Abi Rimmer: Seven day services lack definition

abi_rimmer2What exactly are “seven day services?” This is something that I have been wondering ever since David Cameron announced in March that the NHS would run a seven day service by 2020. And, despite all the rhetoric from Cameron and health secretary Jeremy Hunt, the government doesn’t seem to have a clear definition of what seven day services are going to involve.

Without a clear definition, it will be impossible to measure whether we have “seven day services.” Lots of the doctors already work at evenings and weekends, so we need to understand how these new plans will be different from the services already offered by the NHS.

To find out what the government meant by “seven day services,” I sent Freedom of Information requests to NHS England and the Department of Health, to see if they had been talking to David Cameron about how seven day services would be defined. I wanted to get a better picture of what these services would look like.

My request for a definition of “seven day services” from the Department of Health was refused on the grounds that the information we were asking for “relates to the formulation or development of government policy.” This is important because the public need to know what Cameron is promising them and doctors need to know what they are being signed up to offering.

My request to NHS England specifically referred to correspondence between Bruce Keogh and David Cameron about the definition of seven day services. In response to our request, NHS England said there had been no correspondence on this topic.

The fact that Cameron had not formally consulted Keogh is interesting because, for the past two years, Keogh has been leading NHS England’s work on seven day services. He chaired the NHS Services, Seven Days a Week Forum, which was established to consider how NHS services can be improved to provide “a more responsive and patient centred service across the seven day week.” As its first piece of work, the forum was asked by NHS England to focus on urgent and emergency care services and their supporting diagnostic services. As a result, the forum produced a report called “NHS Services, Seven Days a Week Forum, Summary of Initial Findings,” which included 10 clinical standards for seven day services.

After that report was completed, NHS England asked the forum to do another piece of work, setting out proposals for the “creation of a fully integrated service delivering high quality treatment and care seven days a week.” This report was due to be published in the autumn of 2014. But when I searched for this report I couldn’t find it. So I sent an FOI to NHS England asking them for a copy of the final report produced by the NHS Services, Seven Days a Week Forum established by Sir Bruce Keogh.
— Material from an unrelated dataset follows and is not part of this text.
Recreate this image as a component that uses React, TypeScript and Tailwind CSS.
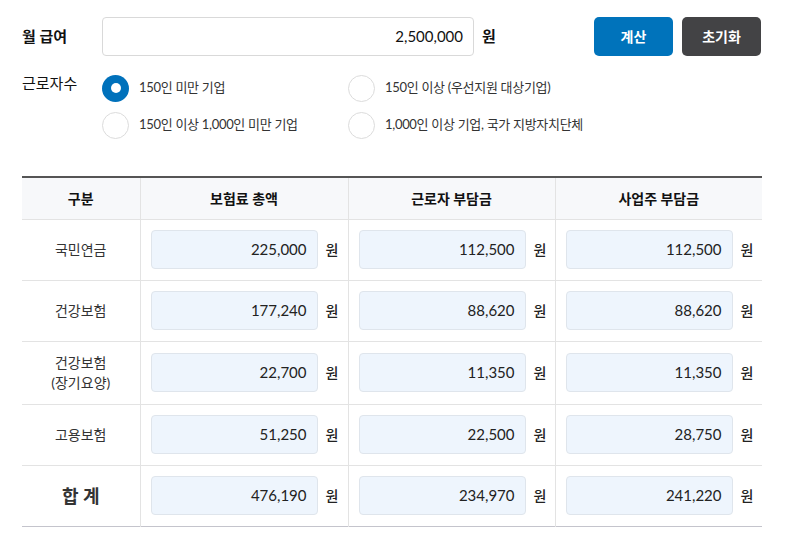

In response to my FOI request, NHS England told me that, “the latest report from the NHS Services, Seven Days a Week Forum was published in December 2013 [and] is available with supporting information, case studies, and evidence.” And they provided the link to the “NHS Services, Seven Days a Week Forum, Summary of Initial Findings” report. I then went back to them, because to me “initial findings” implied that there was more work to be done.

In response to this FOI request, NHS England told me that the proposal for the forum to report again in Autumn 2014 had been overtaken by “the publication of the “NHS Five Year Forward View in October 2014.” It said the Five Year Forward View “sets out how the NHS will tackle variations in the quality of care, including when patients are able to access services.”
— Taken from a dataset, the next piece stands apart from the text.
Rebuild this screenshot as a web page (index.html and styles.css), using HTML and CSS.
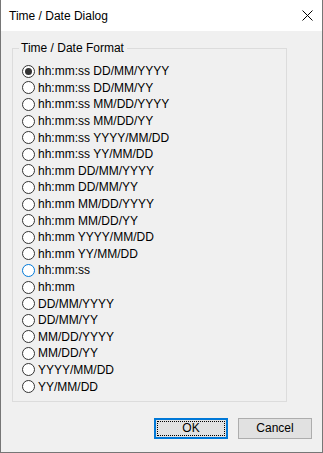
FILE: index.html
```html
<!DOCTYPE html>
<html lang="en">
<head>
    <meta charset="UTF-8">
    <title>Time / Date Dialog</title>
    <link rel="stylesheet" href="styles.css">
</head>
<body>
    <div class="window">
        <div class="titlebar">
            <span class="title">Time / Date Dialog</span>
            <span class="close">
                <svg width="11" height="11" viewBox="0 0 11 11">
                    <path d="M0.5 0.5 L10.5 10.5 M10.5 0.5 L0.5 10.5" stroke="#000" stroke-width="1" fill="none"/>
                </svg>
            </span>
        </div>

        <div class="content">
            <fieldset class="group">
                <legend>Time / Date Format</legend>
                <div class="options">
                    <label class="option"><span class="radio checked"></span>hh:mm:ss DD/MM/YYYY</label>
                    <label class="option"><span class="radio"></span>hh:mm:ss DD/MM/YY</label>
                    <label class="option"><span class="radio"></span>hh:mm:ss MM/DD/YYYY</label>
                    <label class="option"><span class="radio"></span>hh:mm:ss MM/DD/YY</label>
                    <label class="option"><span class="radio"></span>hh:mm:ss YYYY/MM/DD</label>
                    <label class="option"><span class="radio"></span>hh:mm:ss YY/MM/DD</label>
                    <label class="option"><span class="radio"></span>hh:mm DD/MM/YYYY</label>
                    <label class="option"><span class="radio"></span>hh:mm DD/MM/YY</label>
                    <label class="option"><span class="radio"></span>hh:mm MM/DD/YYYY</label>
                    <label class="option"><span class="radio"></span>hh:mm MM/DD/YY</label>
                    <label class="option"><span class="radio"></span>hh:mm YYYY/MM/DD</label>
                    <label class="option"><span class="radio"></span>hh:mm YY/MM/DD</label>
                    <label class="option"><span class="radio hover"></span>hh:mm:ss</label>
                    <label class="option"><span class="radio"></span>hh:mm</label>
                    <label class="option"><span class="radio"></span>DD/MM/YYYY</label>
                    <label class="option"><span class="radio"></span>DD/MM/YY</label>
                    <label class="option"><span class="radio"></span>MM/DD/YYYY</label>
                    <label class="option"><span class="radio"></span>MM/DD/YY</label>
                    <label class="option"><span class="radio"></span>YYYY/MM/DD</label>
                    <label class="option"><span class="radio"></span>YY/MM/DD</label>
                </div>
            </fieldset>

            <div class="buttons">
                <button class="btn default"><span class="focus">OK</span></button>
                <button class="btn">Cancel</button>
            </div>
        </div>
    </div>
</body>
</html>
```

FILE: styles.css
```css
body {
    margin: 0;
    font-family: "Liberation Sans", Arial, sans-serif;
    font-size: 12px;
    color: #000;
    background: #f0f0f0;
}
.window {
    width: 323px;
    height: 453px;
    box-sizing: border-box;
    border: 1px solid #767676;
    border-top: none;
    display: flex;
    flex-direction: column;
    background: #f0f0f0;
}
.titlebar {
    height: 31px;
    background: #fff;
    display: flex;
    align-items: center;
    justify-content: space-between;
    padding: 0 9px 0 8px;
    flex-shrink: 0;
}
.title {
    font-size: 12px;
    padding-top: 1px;
}
.close svg {
    display: block;
    margin-top: -1px;
}
.content {
    flex: 1;
    padding-top: 9px;
}
.group {
    margin: 0 0 0 11px;
    width: 275px;
    box-sizing: border-box;
    border: 1px solid #dcdcdc;
    padding: 7px 0 6px 9px;
}
.group legend {
    line-height: 16px;
    padding: 0 3px 0 2px;
    margin-left: -3px;
}
.options {
    display: flex;
    flex-direction: column;
}
.option {
    height: 16.6px;
    display: flex;
    align-items: center;
    white-space: nowrap;
}
.radio {
    width: 13px;
    height: 13px;
    box-sizing: border-box;
    border: 1px solid #333;
    border-radius: 50%;
    background: #fff;
    margin-right: 3px;
    flex-shrink: 0;
    display: flex;
    align-items: center;
    justify-content: center;
}
.radio.checked::after {
    content: "";
    width: 7px;
    height: 7px;
    border-radius: 50%;
    background: #333;
}
.radio.hover {
    border-color: #0078d7;
}
.buttons {
    display: flex;
    justify-content: flex-end;
    gap: 10px;
    margin-top: 16px;
    padding-right: 10px;
}
.btn {
    width: 74px;
    height: 21px;
    box-sizing: border-box;
    background: #e1e1e1;
    border: 1px solid #adadad;
    font-family: inherit;
    font-size: 12px;
    color: #000;
    padding: 0;
    display: flex;
    align-items: center;
    justify-content: center;
}
.btn.default {
    border: 2px solid #0078d7;
    padding: 1px;
}
.btn .focus {
    flex: 1;
    align-self: stretch;
    border: 1px dotted #000;
    display: flex;
    align-items: center;
    justify-content: center;
}
```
The Five Year Forward View document is 38 pages long. Seven day services are mentioned twice. In the report it says that to “reduce variations in when patients receive care” the NHS “will develop a framework for how seven day services can be implemented affordably and sustainably, recognising that different solutions will be needed in different localities.” It also says that over the next five years the NHS will ensure that hospital patients have “access to seven day services where this makes a clinical difference to outcomes.” That is it. There is no further detail of how this will be achieved, or what might be meant by seven day services.

Hunt has said that he expects “the majority of hospital doctors to be on seven day contracts” by 2020. But the government is refusing to tell doctors what a seven day contract might look like.

Hunt has also said he thinks that the NHS as a whole can be judged on how it manages care across the weekend. He has described the NHS’s approach to seven day services as a “litmus test of our commitment” to making healthcare “more human-centred and not system-centred.” And, at the very same time, the government is refusing to tell NHS staff what it means by seven day services.

Doctors, and all other NHS staff, are in a situation where the government will lambast them for failing to deliver seven day services, while refusing to tell them what it wants them to deliver.

The government is steadily building patient expectation, telling the public they will soon be able to access NHS services seven days a week. The government should be held to account for this promise. My worry is that, when patients do not get the seven day care they have been led to expect, it will be doctors, not politicians, who get the blame.

 Abi Rimmer is BMJ Careers news reporter.